## Material provided
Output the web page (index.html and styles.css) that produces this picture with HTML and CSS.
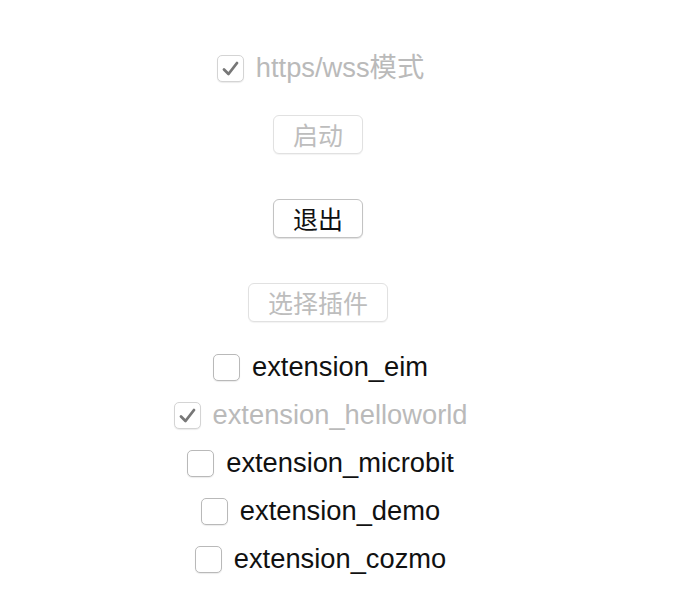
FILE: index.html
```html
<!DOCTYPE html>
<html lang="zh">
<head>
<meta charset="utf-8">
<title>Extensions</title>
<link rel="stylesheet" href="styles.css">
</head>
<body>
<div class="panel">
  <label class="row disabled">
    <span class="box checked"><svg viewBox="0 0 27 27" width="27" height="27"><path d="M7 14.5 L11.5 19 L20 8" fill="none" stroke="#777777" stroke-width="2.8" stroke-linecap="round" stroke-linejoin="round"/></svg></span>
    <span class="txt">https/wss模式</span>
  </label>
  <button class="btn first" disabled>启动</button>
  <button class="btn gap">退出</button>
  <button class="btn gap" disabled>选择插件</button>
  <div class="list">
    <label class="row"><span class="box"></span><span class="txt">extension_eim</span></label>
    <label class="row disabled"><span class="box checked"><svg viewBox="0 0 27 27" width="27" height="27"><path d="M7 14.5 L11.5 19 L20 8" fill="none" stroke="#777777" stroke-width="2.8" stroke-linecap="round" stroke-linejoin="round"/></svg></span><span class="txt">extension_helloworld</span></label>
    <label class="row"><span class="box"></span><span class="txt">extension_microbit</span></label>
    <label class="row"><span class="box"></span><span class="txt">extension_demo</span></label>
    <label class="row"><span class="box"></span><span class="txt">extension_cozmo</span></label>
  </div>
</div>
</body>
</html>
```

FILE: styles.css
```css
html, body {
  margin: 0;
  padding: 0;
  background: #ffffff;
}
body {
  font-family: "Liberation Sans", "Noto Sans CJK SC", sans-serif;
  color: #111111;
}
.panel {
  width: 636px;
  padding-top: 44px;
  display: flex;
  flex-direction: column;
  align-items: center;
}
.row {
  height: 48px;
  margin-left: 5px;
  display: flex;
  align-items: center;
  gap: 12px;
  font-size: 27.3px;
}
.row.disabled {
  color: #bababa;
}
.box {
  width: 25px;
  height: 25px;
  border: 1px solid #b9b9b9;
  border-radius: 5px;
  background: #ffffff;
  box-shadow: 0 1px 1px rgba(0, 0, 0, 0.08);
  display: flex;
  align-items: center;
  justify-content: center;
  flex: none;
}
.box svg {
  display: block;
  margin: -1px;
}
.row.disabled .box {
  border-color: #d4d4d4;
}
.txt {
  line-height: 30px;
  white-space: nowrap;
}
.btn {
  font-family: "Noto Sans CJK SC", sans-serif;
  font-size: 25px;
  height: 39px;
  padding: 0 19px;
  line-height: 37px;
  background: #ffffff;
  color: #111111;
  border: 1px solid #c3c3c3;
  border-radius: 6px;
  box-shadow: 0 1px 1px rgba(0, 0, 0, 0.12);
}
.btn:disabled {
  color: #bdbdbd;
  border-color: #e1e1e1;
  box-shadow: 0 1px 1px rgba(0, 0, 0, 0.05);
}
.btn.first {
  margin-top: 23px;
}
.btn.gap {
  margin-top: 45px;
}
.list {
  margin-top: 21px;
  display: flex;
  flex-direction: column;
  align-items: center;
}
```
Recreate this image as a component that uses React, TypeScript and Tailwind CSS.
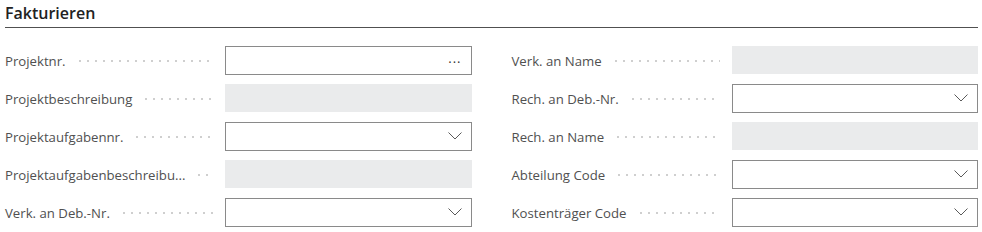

## What the task asks
From the listing, extract all text exactly as given and drop any picture.

## Complete answer
Output the web page (index.html and styles.css) that produces this picture with HTML and CSS.
FILE: index.html
```html
<!DOCTYPE html>
<html lang="zh">
<head>
<meta charset="utf-8">
<title>Extensions</title>
<link rel="stylesheet" href="styles.css">
</head>
<body>
<div class="panel">
  <label class="row disabled">
    <span class="box checked"><svg viewBox="0 0 27 27" width="27" height="27"><path d="M7 14.5 L11.5 19 L20 8" fill="none" stroke="#777777" stroke-width="2.8" stroke-linecap="round" stroke-linejoin="round"/></svg></span>
    <span class="txt">https/wss模式</span>
  </label>
  <button class="btn first" disabled>启动</button>
  <button class="btn gap">退出</button>
  <button class="btn gap" disabled>选择插件</button>
  <div class="list">
    <label class="row"><span class="box"></span><span class="txt">extension_eim</span></label>
    <label class="row disabled"><span class="box checked"><svg viewBox="0 0 27 27" width="27" height="27"><path d="M7 14.5 L11.5 19 L20 8" fill="none" stroke="#777777" stroke-width="2.8" stroke-linecap="round" stroke-linejoin="round"/></svg></span><span class="txt">extension_helloworld</span></label>
    <label class="row"><span class="box"></span><span class="txt">extension_microbit</span></label>
    <label class="row"><span class="box"></span><span class="txt">extension_demo</span></label>
    <label class="row"><span class="box"></span><span class="txt">extension_cozmo</span></label>
  </div>
</div>
</body>
</html>
```

FILE: styles.css
```css
html, body {
  margin: 0;
  padding: 0;
  background: #ffffff;
}
body {
  font-family: "Liberation Sans", "Noto Sans CJK SC", sans-serif;
  color: #111111;
}
.panel {
  width: 636px;
  padding-top: 44px;
  display: flex;
  flex-direction: column;
  align-items: center;
}
.row {
  height: 48px;
  margin-left: 5px;
  display: flex;
  align-items: center;
  gap: 12px;
  font-size: 27.3px;
}
.row.disabled {
  color: #bababa;
}
.box {
  width: 25px;
  height: 25px;
  border: 1px solid #b9b9b9;
  border-radius: 5px;
  background: #ffffff;
  box-shadow: 0 1px 1px rgba(0, 0, 0, 0.08);
  display: flex;
  align-items: center;
  justify-content: center;
  flex: none;
}
.box svg {
  display: block;
  margin: -1px;
}
.row.disabled .box {
  border-color: #d4d4d4;
}
.txt {
  line-height: 30px;
  white-space: nowrap;
}
.btn {
  font-family: "Noto Sans CJK SC", sans-serif;
  font-size: 25px;
  height: 39px;
  padding: 0 19px;
  line-height: 37px;
  background: #ffffff;
  color: #111111;
  border: 1px solid #c3c3c3;
  border-radius: 6px;
  box-shadow: 0 1px 1px rgba(0, 0, 0, 0.12);
}
.btn:disabled {
  color: #bdbdbd;
  border-color: #e1e1e1;
  box-shadow: 0 1px 1px rgba(0, 0, 0, 0.05);
}
.btn.first {
  margin-top: 23px;
}
.btn.gap {
  margin-top: 45px;
}
.list {
  margin-top: 21px;
  display: flex;
  flex-direction: column;
  align-items: center;
}
```
Recreate this image as a component that uses React, TypeScript and Tailwind CSS.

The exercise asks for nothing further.